For the first time in China's history, rural people may be about to get as much say in national decision-making as their urban counterparts.

The nation's top legislature yesterday started to discuss a draft amendment to a law that - if passed - will ensure voters in the countryside have as much influence as voters in cities.

The change would mean voters across China would be equal when they choose deputies for the people's congresses, including the National People's Congress (NPC), which is the country's highest State body and its top legislative chamber.

The draft revision to the Electoral Law, which was tabled for first reading at the bimonthly legislative session of the 11th NPC Standing Committee, requires "both rural and urban areas to adopt the same ratio of deputies to the represented population in the election of people's congress deputies".

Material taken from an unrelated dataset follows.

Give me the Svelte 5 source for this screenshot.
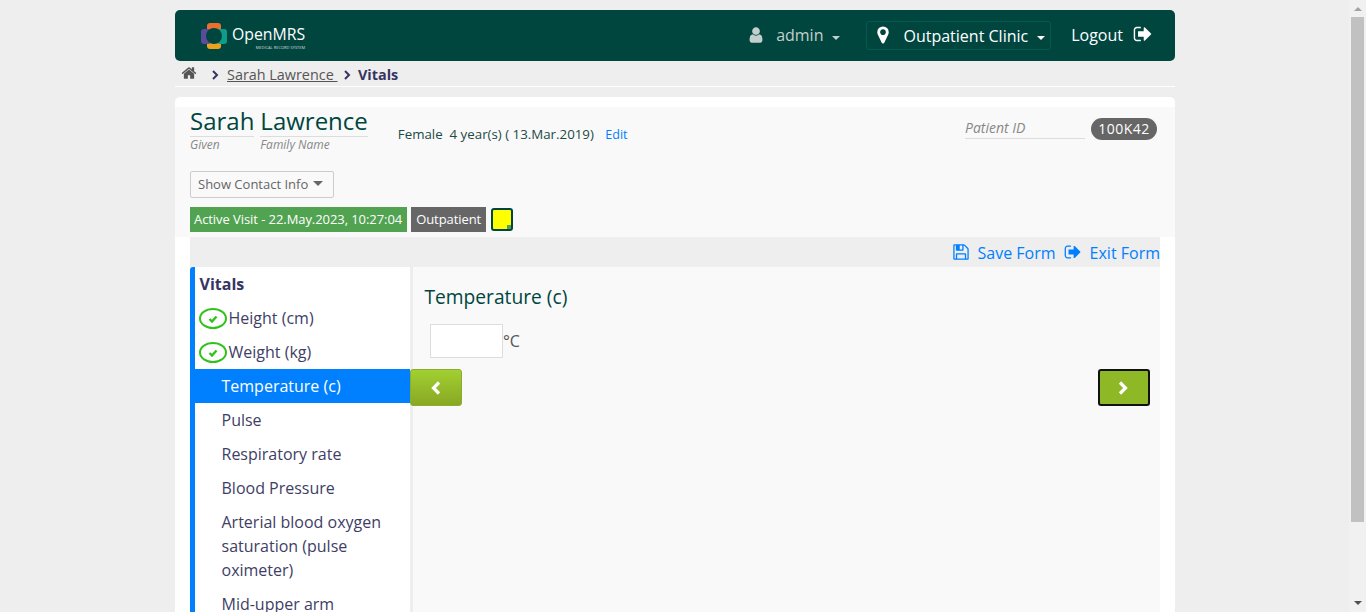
<script>
  const steps = [
    { label: 'Height (cm)', done: true },
    { label: 'Weight (kg)', done: true },
    { label: 'Temperature (c)', active: true },
    { label: 'Pulse' },
    { label: 'Respiratory rate' },
    { label: 'Blood Pressure' },
    { label: 'Arterial blood oxygen saturation (pulse oximeter)' },
    { label: 'Mid-upper arm circumference (cm)' }
  ];

  const signOut = 'M704 1440q0 4 1 20t.5 26.5-3 23.5-10 19.5-20.5 6.5h-320q-119 0-203.5-84.5t-84.5-203.5v-704q0-119 84.5-203.5t203.5-84.5h320q13 0 22.5 9.5t9.5 22.5q0 4 1 20t.5 26.5-3 23.5-10 19.5-20.5 6.5h-320q-66 0-113 47t-47 113v704q0 66 47 113t113 47h312l11.5 1 11.5 3 8 5.5 7 9 2 13.5zm928-544q0 26-19 45l-544 544q-19 19-45 19t-45-19-19-45v-288h-448q-26 0-45-19t-19-45v-384q0-26 19-45t45-19h448v-288q0-26 19-45t45-19 45 19l544 544q19 19 19 45z';
</script>

<div class="page">
  <div class="main">
    <div class="wrapper">
      <header class="topbar">
        <div class="logo">
          <svg class="logo-mark" width="26" height="26" viewBox="0 0 26 26">
            <rect x="6" y="0" width="14" height="10" rx="3" fill="#e9702d" />
            <rect x="6" y="16" width="14" height="10" rx="3" fill="#eba31f" />
            <rect x="0" y="6" width="10" height="15" rx="3" fill="#5b4b9c" />
            <rect x="16" y="6" width="10" height="15" rx="3" fill="#0f9d8a" />
            <circle cx="13" cy="13" r="8" fill="#00463f" />
          </svg>
          <div class="logo-text">
            <span class="logo-name">OpenMRS</span>
            <span class="logo-sub">MEDICAL RECORD SYSTEM</span>
          </div>
        </div>
        <nav class="usernav">
          <span class="user">
            <svg class="user-icon" viewBox="0 0 1792 1792"><path fill="currentColor" d="M1536 1399q0 109-62.500 187t-150.500 78h-854q-88 0-150.500-78t-62.500-187q0-85 8.500-160.500t31.500-152 58.500-131 94-89 134.500-34.500q131 128 313 128t313-128q76 0 134.500 34.500t94 89 58.500 131 31.500 152 8.500 160.500zm-256-887q0 159-112.500 271.500t-271.500 112.500-271.500-112.500-112.500-271.500 112.500-271.500 271.500-112.500 271.500 112.500 112.500 271.500z" /></svg>
            <span class="nudge">admin</span>
            <i class="caret"></i>
          </span>
          <span class="location">
            <svg class="pin-icon" viewBox="0 0 1792 1792"><path fill="currentColor" d="M1152 640q0-106-75-181t-181-75-181 75-75 181 75 181 181 75 181-75 75-181zm256 0q0 109-33 179l-364 774q-16 33-47.500 52t-67.500 19-67.500-19-46.500-52l-365-774q-33-70-33-179 0-212 150-362t362-150 362 150 150 362z" /></svg>
            Outpatient Clinic
            <i class="caret"></i>
          </span>
          <span class="logout">
            <span class="nudge">Logout</span>
            <svg class="logout-icon" viewBox="0 0 1792 1792"><path fill="currentColor" d={signOut} /></svg>
          </span>
        </nav>
      </header>

      <div class="breadcrumb">
        <svg class="home" viewBox="0 0 1792 1792"><path fill="currentColor" d="M1472 992v480q0 26-19 45t-45 19h-384v-384h-256v384h-384q-26 0-45-19t-19-45v-480q0-1 .5-3t.5-3l575-474 575 474q1 2 1 6zm223-69l-62 74q-8 9-21 11h-3q-13 0-21-7l-692-577-692 577q-12 8-24 7-13-2-21-11l-62-74q-8-10-7-23.500t11-21.500l719-599q32-26 76-26t76 26l244 204v-195q0-14 9-23t23-9h192q14 0 23 9t9 23v408l219 182q10 8 11 21.500t-7 23.500z" /></svg>
        <svg class="chev first" viewBox="0 0 8 10"><path d="M2 1l4 4-4 4" /></svg>
        <a href="#patient">Sarah Lawrence&nbsp;</a>
        <svg class="chev" viewBox="0 0 8 10"><path d="M2 1l4 4-4 4" /></svg>
        <strong>Vitals</strong>
      </div>

      <section class="card">
        <div class="patient">
          <div class="patient-top">
            <div class="name">
              <div class="name-part given">
                <span class="big">Sarah</span>
                <em>Given</em>
              </div>
              <div class="name-part family">
                <span class="big">Lawrence</span>
                <em>Family Name</em>
              </div>
            </div>
            <div class="demo">Female&nbsp; 4 year(s) ( 13.Mar.2019) <a href="#edit">Edit</a></div>
            <div class="identifier">
              <em>Patient ID</em>
              <span class="badge">100K42</span>
            </div>
          </div>
          <button class="contact">Show Contact Info <i class="caret dark"></i></button>
          <div class="visit">
            <span class="tag green">Active Visit - 22.May.2023, 10:27:04</span>
            <span class="tag grey">Outpatient</span>
            <span class="note"><i></i></span>
          </div>
        </div>

        <div class="form">
          <div class="toolbar">
            <a href="#save">
              <svg viewBox="0 0 1792 1792"><path fill="currentColor" d="M512 1536h768v-384h-768v384zm896 0h128v-896q0-14-10-38.500t-20-34.500l-281-281q-10-10-34-20t-39-10v416q0 40-28 68t-68 28h-576q-40 0-68-28t-28-68v-416h-128v1280h128v-416q0-40 28-68t68-28h832q40 0 68 28t28 68v416zm-384-928v-320q0-13-9.500-22.500t-22.500-9.500h-192q-13 0-22.500 9.500t-9.500 22.500v320q0 13 9.500 22.500t22.500 9.500h192q13 0 22.500-9.500t9.500-22.500zm640 32v928q0 40-28 68t-68 28h-1344q-40 0-68-28t-28-68v-1344q0-40 28-68t68-28h928q40 0 88 20t76 48l280 280q28 28 48 76t20 88z" /></svg>
              Save Form
            </a>
            <a href="#exit">
              <svg viewBox="0 0 1792 1792"><path fill="currentColor" d={signOut} /></svg>
              Exit Form
            </a>
          </div>

          <div class="body">
            <aside class="steps">
              <h3>Vitals</h3>
              {#each steps as step}
                <div class="step" class:active={step.active} class:done={step.done}>
                  {#if step.done}
                    <span class="check">
                      <svg width="10" height="8" viewBox="0 0 10 8"><path d="M1.500 4l2.500 2.500 4.500-5" /></svg>
                    </span>
                  {/if}
                  <span>{step.label}</span>
                </div>
              {/each}
            </aside>

            <div class="question">
              <h2>Temperature (c)</h2>
              <div class="field">
                <input type="text" />
                <span>°C</span>
              </div>
              <div class="buttons">
                <button class="nav-btn back" aria-label="Back">
                  <svg width="12" height="16" viewBox="0 0 12 16"><path d="M9 2.500L3.500 8 9 13.500" /></svg>
                </button>
                <button class="nav-btn next" aria-label="Next">
                  <svg width="12" height="16" viewBox="0 0 12 16"><path d="M2 2.500L7.500 8 2 13.500" /></svg>
                </button>
              </div>
            </div>
          </div>
        </div>
      </section>
    </div>
  </div>

  <div class="scrollbar">
    <span class="arrow up"></span>
    <span class="thumb"></span>
    <span class="arrow down"></span>
  </div>
</div>

<style>
  :global(body) {
    margin: 0;
    background: #eeeeee;
    font-family: "Open Sans", "Liberation Sans", sans-serif;
    color: #363463;
    overflow: hidden;
  }

  .page {
    display: flex;
    height: 612px;
    overflow: hidden;
  }

  .main {
    flex: 1;
    min-width: 0;
    padding-left: 1px;
  }

  .wrapper {
    width: 1000px;
    margin: 0 auto;
    padding-top: 10px;
  }

  .topbar {
    display: flex;
    align-items: center;
    height: 51px;
    padding: 0 23px 0 26px;
    background: #00463f;
    border-radius: 5px;
    color: #fff;
    font-size: 16px;
  }

  .logo {
    display: flex;
    align-items: center;
    gap: 5px;
  }

  .logo-mark {
    display: block;
  }

  .logo-text {
    display: flex;
    flex-direction: column;
    align-items: flex-end;
    margin-top: 5px;
  }

  .logo-name {
    font-size: 15.8px;
    line-height: 17px;
  }

  .logo-sub {
    margin-top: 2px;
    font-size: 4px;
    line-height: 5px;
    color: #cfdcd9;
  }

  .usernav {
    display: flex;
    align-items: center;
    margin-left: auto;
  }

  .nudge {
    margin-top: -2px;
  }

  .user {
    display: flex;
    align-items: center;
    color: #c3cfcc;
    margin-right: 26px;
  }

  .user-icon {
    width: 18px;
    height: 18px;
    margin-right: 11px;
    margin-top: -2px;
  }

  .caret {
    display: inline-block;
    width: 0;
    height: 0;
    margin-left: 9px;
    margin-top: 4px;
    border-top: 4px solid currentColor;
    border-left: 4px solid transparent;
    border-right: 4px solid transparent;
  }

  .location {
    display: flex;
    align-items: center;
    height: 27px;
    padding: 0 5px 0 6px;
    border: 1px solid #005c51;
    border-radius: 3px;
    margin-right: 20px;
  }

  .pin-icon {
    width: 20px;
    height: 20px;
    margin-right: 10px;
    margin-top: -2px;
  }

  .logout {
    display: flex;
    align-items: center;
  }

  .logout-icon {
    width: 20px;
    height: 20px;
    margin-left: 10px;
    margin-top: -3px;
    margin-right: -1px;
  }

  .breadcrumb {
    display: flex;
    align-items: center;
    height: 24px;
    padding-top: 1px;
    padding-left: 6px;
    border-bottom: 1px solid #fff;
    font-size: 14.4px;
    color: #5b57a6;
  }

  .breadcrumb a {
    color: #555;
  }

  .breadcrumb strong {
    color: #363463;
  }

  .home {
    width: 16px;
    height: 16px;
    margin-top: -3px;
    color: #555;
  }

  .chev {
    width: 8px;
    height: 10px;
    margin: 1px 7.5px 0 5px;
    fill: none;
    stroke: #363463;
    stroke-width: 2;
  }

  .chev.first {
    margin-left: 14px;
    margin-right: 8px;
  }

  .card {
    margin-top: 10px;
    background: #fff;
    border-radius: 5px 5px 0 0;
    padding-top: 10px;
  }

  .patient {
    height: 130px;
    box-sizing: border-box;
    padding: 0 18px 0 15px;
    background: #f9f9f9;
    color: #00463f;
  }

  .patient-top {
    display: flex;
    align-items: flex-start;
    height: 64px;
  }

  .name {
    display: flex;
    gap: 6px;
    margin-top: -1px;
  }

  .name-part {
    display: flex;
    flex-direction: column;
  }

  .big {
    font-size: 24px;
    line-height: 29px;
    padding-bottom: 1px;
    border-bottom: 1px solid #ddd;
  }

  .name-part em {
    font-size: 12px;
    line-height: 16px;
    color: #888;
  }

  .demo {
    margin: 18px 0 0 30px;
    font-size: 13.3px;
    line-height: 18px;
    color: #1c4a46;
  }

  .demo a {
    margin-left: 8px;
    font-size: 12.5px;
    color: #007fff;
    text-decoration: none;
  }

  .identifier {
    display: flex;
    align-items: flex-start;
    margin: 11px 0 0 auto;
  }

  .identifier em {
    width: 120px;
    font-size: 14px;
    line-height: 20px;
    color: #888;
    border-bottom: 1px solid #ddd;
    margin-right: 6px;
  }

  .badge {
    width: 66px;
    height: 22px;
    line-height: 22px;
    text-align: center;
    background: #666;
    color: #fff;
    border-radius: 11px;
    font-size: 14px;
    letter-spacing: 0.5px;
  }

  .contact {
    display: flex;
    align-items: center;
    height: 27px;
    width: 144px;
    padding: 0 7px 2px 7px;
    background: #f9f9f9;
    border: 1px solid #ccc;
    border-radius: 2px;
    font: inherit;
    font-size: 13px;
    color: #666;
    white-space: nowrap;
  }

  .caret.dark {
    margin-left: 5px;
    margin-top: 0;
    border-top-width: 5px;
    border-left-width: 5px;
    border-right-width: 5px;
  }

  .visit {
    display: flex;
    align-items: center;
    gap: 4px;
    margin-top: 9px;
  }

  .tag {
    height: 25px;
    line-height: 25px;
    padding: 0 5px 0 4px;
    font-size: 13px;
    letter-spacing: -0.07px;
    color: #fff;
  }

  .tag.grey {
    padding: 0 5px;
  }

  .green {
    background: #51a351;
  }

  .grey {
    background: #666;
  }

  .note {
    position: relative;
    width: 22px;
    height: 23px;
    box-sizing: border-box;
    margin-left: 1px;
    background: #ffff00;
    border: 2px solid #00463f;
    border-radius: 3px;
  }

  .note i {
    position: absolute;
    right: 0;
    bottom: 0;
    width: 4px;
    height: 4px;
    background: #51a351;
  }

  .form {
    margin: 0 15px;
  }

  .toolbar {
    display: flex;
    justify-content: flex-end;
    align-items: center;
    gap: 8px;
    height: 29px;
    padding-top: 1px;
    background: #eee;
  }

  .toolbar a {
    display: flex;
    align-items: center;
    gap: 8px;
    color: #007fff;
    font-size: 16px;
    text-decoration: none;
  }

  .toolbar svg {
    width: 18px;
    height: 18px;
    margin-top: -2px;
  }

  .body {
    display: flex;
    align-items: stretch;
    background: #f9f9f9;
  }

  .steps {
    width: 220px;
    box-sizing: border-box;
    flex-shrink: 0;
    background: #fff;
    border-left: 5px solid #007fff;
    border-top-left-radius: 3px;
    font-size: 16px;
    line-height: 24px;
    color: #403e66;
  }

  .steps h3 {
    margin: 0;
    padding: 5px 4.5px;
    font-size: 16px;
    font-weight: 700;
    line-height: 24px;
    color: #363463;
  }

  .step {
    display: flex;
    padding: 5px 10px 5px 26.5px;
  }

  .step.done {
    padding-left: 3.5px;
  }

  .step.active {
    background: #007fff;
    color: #fff;
  }

  .check {
    display: flex;
    align-items: center;
    justify-content: center;
    width: 28px;
    height: 21px;
    box-sizing: border-box;
    margin: 2px 2px 0 0;
    border: 2px solid #2fc31a;
    border-radius: 50%;
    flex-shrink: 0;
  }

  .check svg {
    fill: none;
    stroke: #2fc31a;
    stroke-width: 2.4;
  }

  .question {
    flex: 1;
    min-width: 0;
    border-left: 3px solid #eee;
    padding: 17px 10px 0 0;
  }

  .question h2 {
    margin: 0 0 14px 11.5px;
    font-size: 19.2px;
    font-weight: 400;
    line-height: 26px;
    color: #00463f;
  }

  .field {
    display: flex;
    align-items: center;
    margin-left: 17px;
    font-size: 16px;
    color: #555;
  }

  .field input {
    width: 73px;
    height: 34px;
    box-sizing: border-box;
    padding: 0;
    background: #fff;
    border: 1px solid #ddd;
    outline: none;
  }

  .buttons {
    display: flex;
    justify-content: space-between;
    margin: 11px 0 0 -3px;
  }

  .nav-btn {
    display: flex;
    align-items: center;
    justify-content: center;
    width: 52px;
    height: 37px;
    padding: 0;
    border-radius: 3px;
  }

  .nav-btn svg {
    fill: none;
    stroke: #fff;
    stroke-width: 3.2;
  }

  .back {
    background: linear-gradient(#a1d030, #88a824);
    border: 1px solid #8dab2c;
  }

  .next {
    background: #8fb827;
    border: 2px solid #111;
  }

  .scrollbar {
    display: flex;
    flex-direction: column;
    align-items: center;
    width: 17px;
    flex-shrink: 0;
    background: #f1f1f1;
  }

  .arrow {
    width: 0;
    height: 0;
    border-left: 4px solid transparent;
    border-right: 4px solid transparent;
  }

  .arrow.up {
    margin-top: 7px;
    border-bottom: 4px solid #a3a3a3;
  }

  .arrow.down {
    margin-bottom: 7px;
    border-top: 4px solid #505050;
  }

  .thumb {
    width: 13px;
    height: 505px;
    margin: 6px 0 auto;
    background: #c1c1c1;
  }
</style>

The change sets out to correct an imbalance in lawmaker elections, Li Shishi, director of the Legislative Affairs Commission of the NPC Standing Committee, said yesterday while briefing legislators.

Under the existing law, each rural deputy represents four times as many people as an urban deputy. That means some 960,000 rural people are represented by each rural NPC deputy, while urban NPC deputies each represent 240,000 urban people. Currently, the NPC has about 3,000 deputies. Critics fear that the current system ensures a bias toward urban issues.

So far, the discussion and documentation do not include details of the number of people that will be represented by every deputy. Li said those specifics can be decided after the amendment is passed.

The new draft law also stipulates that the local electoral committee "should" ensure deputy candidates meet voters. Currently, the option of such meetings is there, but it is not a requirement.

The amendment will likely be submitted at the next legislative session, in December, and at an NPC plenary session next March, during which it is expected to get second and third reading, Li said.